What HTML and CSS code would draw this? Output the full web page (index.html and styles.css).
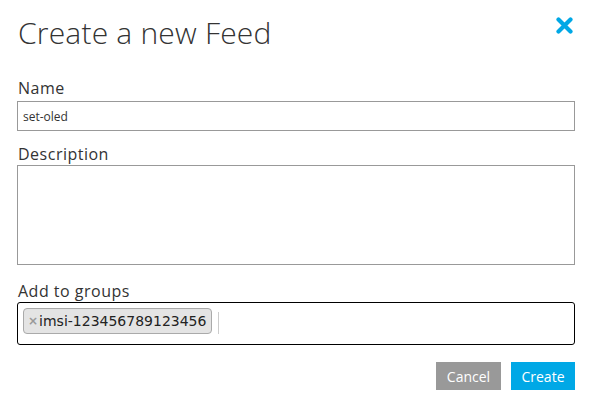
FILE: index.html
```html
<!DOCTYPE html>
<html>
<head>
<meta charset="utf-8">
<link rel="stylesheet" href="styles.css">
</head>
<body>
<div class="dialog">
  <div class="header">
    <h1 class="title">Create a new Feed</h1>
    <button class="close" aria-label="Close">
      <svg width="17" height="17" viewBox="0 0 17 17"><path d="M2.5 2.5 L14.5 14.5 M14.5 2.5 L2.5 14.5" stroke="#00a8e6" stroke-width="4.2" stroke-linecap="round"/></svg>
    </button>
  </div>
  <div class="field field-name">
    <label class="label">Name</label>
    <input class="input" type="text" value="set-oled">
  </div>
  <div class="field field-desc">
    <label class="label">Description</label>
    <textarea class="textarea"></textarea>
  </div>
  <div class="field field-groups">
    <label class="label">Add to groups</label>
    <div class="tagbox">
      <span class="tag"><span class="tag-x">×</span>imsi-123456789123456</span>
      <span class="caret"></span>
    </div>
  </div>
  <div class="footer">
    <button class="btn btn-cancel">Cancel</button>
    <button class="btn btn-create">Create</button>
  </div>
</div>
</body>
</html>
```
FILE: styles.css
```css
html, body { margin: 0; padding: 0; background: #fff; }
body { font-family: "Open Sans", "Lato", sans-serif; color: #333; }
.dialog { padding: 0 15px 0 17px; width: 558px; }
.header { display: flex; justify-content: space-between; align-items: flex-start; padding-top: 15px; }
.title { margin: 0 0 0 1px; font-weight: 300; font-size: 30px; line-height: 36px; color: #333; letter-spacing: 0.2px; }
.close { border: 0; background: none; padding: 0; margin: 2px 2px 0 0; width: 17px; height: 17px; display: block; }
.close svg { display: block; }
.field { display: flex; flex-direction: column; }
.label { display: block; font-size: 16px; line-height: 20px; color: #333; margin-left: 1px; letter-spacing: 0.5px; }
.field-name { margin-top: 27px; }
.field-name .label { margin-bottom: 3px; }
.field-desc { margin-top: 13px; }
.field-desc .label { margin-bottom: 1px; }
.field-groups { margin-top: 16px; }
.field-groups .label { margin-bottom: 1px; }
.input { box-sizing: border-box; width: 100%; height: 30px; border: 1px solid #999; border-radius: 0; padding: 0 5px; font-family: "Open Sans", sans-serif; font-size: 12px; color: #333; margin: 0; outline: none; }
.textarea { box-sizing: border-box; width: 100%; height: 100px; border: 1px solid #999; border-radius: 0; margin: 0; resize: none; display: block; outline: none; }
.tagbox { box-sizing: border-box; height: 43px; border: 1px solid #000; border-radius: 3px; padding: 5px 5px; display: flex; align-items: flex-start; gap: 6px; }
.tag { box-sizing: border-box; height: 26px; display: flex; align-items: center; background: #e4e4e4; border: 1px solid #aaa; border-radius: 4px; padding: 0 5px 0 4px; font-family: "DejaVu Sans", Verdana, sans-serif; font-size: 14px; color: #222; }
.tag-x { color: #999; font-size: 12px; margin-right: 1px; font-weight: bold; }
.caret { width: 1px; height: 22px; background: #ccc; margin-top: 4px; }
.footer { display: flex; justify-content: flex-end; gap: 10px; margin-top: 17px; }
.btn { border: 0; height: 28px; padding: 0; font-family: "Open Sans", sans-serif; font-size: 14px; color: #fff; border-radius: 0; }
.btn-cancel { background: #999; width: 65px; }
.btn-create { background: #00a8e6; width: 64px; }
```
==
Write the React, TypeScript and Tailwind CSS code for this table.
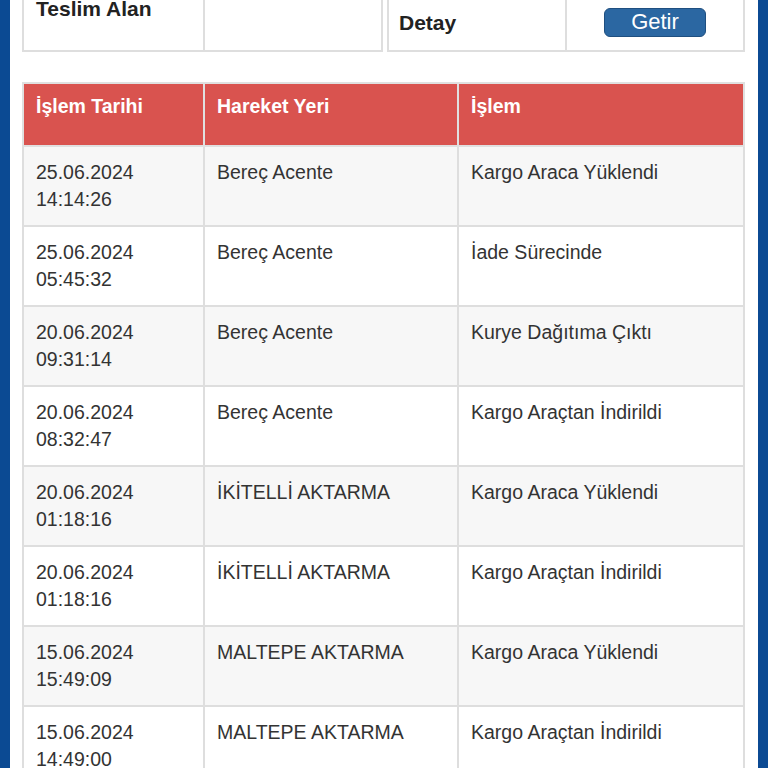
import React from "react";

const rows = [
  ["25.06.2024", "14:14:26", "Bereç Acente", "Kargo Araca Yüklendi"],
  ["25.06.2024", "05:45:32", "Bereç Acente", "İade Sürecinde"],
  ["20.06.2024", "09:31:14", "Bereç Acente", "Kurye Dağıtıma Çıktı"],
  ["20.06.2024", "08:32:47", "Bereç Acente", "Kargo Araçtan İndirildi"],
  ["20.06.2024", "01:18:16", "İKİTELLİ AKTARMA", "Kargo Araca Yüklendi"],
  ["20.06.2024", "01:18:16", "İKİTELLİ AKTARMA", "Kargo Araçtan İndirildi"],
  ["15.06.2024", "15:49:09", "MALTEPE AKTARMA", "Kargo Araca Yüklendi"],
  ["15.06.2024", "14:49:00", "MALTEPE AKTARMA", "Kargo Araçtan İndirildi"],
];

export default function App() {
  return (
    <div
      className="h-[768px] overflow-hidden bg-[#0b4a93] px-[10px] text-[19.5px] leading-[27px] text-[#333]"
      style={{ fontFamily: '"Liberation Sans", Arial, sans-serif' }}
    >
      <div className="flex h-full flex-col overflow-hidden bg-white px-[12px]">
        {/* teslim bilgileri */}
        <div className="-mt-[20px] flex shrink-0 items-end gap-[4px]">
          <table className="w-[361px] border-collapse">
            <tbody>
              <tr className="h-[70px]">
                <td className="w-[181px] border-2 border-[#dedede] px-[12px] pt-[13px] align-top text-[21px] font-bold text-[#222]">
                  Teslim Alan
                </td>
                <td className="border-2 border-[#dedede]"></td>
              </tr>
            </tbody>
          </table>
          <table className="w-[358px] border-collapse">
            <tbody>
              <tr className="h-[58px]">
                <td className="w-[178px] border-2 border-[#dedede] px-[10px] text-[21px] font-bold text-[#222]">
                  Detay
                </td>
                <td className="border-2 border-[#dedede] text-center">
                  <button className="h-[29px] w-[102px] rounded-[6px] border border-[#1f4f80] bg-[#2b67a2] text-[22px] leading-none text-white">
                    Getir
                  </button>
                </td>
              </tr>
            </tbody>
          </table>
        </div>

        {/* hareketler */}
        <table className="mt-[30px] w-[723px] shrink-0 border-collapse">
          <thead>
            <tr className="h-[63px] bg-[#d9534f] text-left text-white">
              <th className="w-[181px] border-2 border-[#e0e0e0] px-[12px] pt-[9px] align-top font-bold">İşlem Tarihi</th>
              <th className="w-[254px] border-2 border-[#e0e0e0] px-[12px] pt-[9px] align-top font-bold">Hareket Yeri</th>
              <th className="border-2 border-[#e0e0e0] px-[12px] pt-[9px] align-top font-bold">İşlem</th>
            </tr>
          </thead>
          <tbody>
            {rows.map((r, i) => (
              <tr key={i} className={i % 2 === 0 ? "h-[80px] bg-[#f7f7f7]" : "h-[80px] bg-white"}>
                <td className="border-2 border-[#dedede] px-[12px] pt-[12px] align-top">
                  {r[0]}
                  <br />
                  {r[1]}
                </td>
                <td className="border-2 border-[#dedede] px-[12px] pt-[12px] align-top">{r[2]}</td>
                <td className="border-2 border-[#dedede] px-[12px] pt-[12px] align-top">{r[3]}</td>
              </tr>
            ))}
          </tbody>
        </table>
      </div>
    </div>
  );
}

▶ Your objective
Start at the line with "Write the React, TypeScript", stop at the line with "import React from", both lines included, and repeat that span exactly without its pictures.

▶ Final result
Write the React, TypeScript and Tailwind CSS code for this table.
import React from "react";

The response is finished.